The initiative by the Organization of American States chief serves his own personal gain, Moscow says
Russia's Embassy in Washington has suggested that the Organization of American States (OAS) should find a new leader, after Secretary General Luis Almagro voiced support for an international tribunal on Moscow's military action in Ukraine.
"With such comments, the international official is clearly seeking the support of his masters from Washington in the context of the OAS internal investigation in his regard," the embassy wrote on its official Telegram channel on Friday.
On Thursday, Almagro posted a series of pictures on Twitter of him meeting with Ukrainian Prosecutor General Andrey Kostin and Ambassador Oksana Markarova. He accompanied the post by expressing his support for the creation of a "Special Tribunal for the crime of aggression committed by Russian forces in Ukraine."
Almagro, 59, has headed the OAS since 2015, but is currently facing an internal investigation for allegedly violating the organization's code of ethics by having a relationship with a staffer two decades his junior. Under OAS rules, employees are forbidden from having intimate relationships with co-workers that may interfere with their duties or disadvantage other colleagues. Any managers who enter such relations must back out of roles that could benefit the other individual.

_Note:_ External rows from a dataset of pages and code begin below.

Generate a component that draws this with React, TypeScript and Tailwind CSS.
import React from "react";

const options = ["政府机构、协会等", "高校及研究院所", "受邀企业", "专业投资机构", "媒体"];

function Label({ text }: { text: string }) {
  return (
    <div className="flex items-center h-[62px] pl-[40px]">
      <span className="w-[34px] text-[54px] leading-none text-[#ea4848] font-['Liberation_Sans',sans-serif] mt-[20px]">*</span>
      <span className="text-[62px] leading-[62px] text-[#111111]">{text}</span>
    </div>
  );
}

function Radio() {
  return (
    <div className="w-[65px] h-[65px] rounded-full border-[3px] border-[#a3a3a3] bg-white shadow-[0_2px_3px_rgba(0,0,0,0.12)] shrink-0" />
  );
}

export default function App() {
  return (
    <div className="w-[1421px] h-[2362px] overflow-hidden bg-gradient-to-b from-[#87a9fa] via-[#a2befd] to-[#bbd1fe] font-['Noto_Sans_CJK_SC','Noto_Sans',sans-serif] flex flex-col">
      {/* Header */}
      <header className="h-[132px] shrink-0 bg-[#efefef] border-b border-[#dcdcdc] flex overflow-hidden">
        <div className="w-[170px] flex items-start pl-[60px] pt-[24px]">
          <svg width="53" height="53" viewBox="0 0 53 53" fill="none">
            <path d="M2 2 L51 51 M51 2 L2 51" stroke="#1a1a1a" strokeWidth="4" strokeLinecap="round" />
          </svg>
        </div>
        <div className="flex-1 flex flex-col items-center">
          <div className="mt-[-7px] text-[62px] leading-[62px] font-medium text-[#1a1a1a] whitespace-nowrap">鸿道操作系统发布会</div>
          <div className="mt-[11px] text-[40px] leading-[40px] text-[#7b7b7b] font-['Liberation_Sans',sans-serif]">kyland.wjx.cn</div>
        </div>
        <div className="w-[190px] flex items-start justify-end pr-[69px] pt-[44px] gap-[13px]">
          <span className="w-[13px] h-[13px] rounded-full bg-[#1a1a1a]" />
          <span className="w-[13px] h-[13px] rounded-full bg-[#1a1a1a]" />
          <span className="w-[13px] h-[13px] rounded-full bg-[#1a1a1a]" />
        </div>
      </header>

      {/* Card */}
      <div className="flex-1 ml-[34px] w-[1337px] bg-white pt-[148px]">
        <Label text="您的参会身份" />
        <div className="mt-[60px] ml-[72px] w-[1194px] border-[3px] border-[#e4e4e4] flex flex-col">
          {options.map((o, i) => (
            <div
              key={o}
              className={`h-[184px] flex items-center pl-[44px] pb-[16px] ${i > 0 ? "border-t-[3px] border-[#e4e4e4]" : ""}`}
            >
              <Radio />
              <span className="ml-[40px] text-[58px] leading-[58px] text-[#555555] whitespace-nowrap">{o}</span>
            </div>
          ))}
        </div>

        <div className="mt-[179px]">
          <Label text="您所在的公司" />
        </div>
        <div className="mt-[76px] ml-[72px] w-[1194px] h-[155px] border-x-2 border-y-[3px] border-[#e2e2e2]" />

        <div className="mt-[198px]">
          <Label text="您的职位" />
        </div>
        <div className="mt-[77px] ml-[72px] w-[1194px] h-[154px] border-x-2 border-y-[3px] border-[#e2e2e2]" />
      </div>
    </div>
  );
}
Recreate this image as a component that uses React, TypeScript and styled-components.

The embassy pointed out that Almagro had never made any attempt to "condemn the crimes of the nationalist 'Maidan' authorities" or criticize their "incessant shellings of Donetsk and other cities of Donbass" which claimed the lives of civilians.
The Russian diplomatic mission accused the secretary general of bringing a potential conflict into his region with a "proactive Russophobic position" and trying to push his personal opinion as that of the entire OAS, which includes most governments of North and South America and the Caribbean.
The OAS was initially founded in 1948 and intended to bolster solidarity and cooperation among member states. However, under Almagro's leadership, the organization, headquartered in Washington, DC, has faced accusations of serving North American interests at the expense of the countries of Latin America and the Caribbean.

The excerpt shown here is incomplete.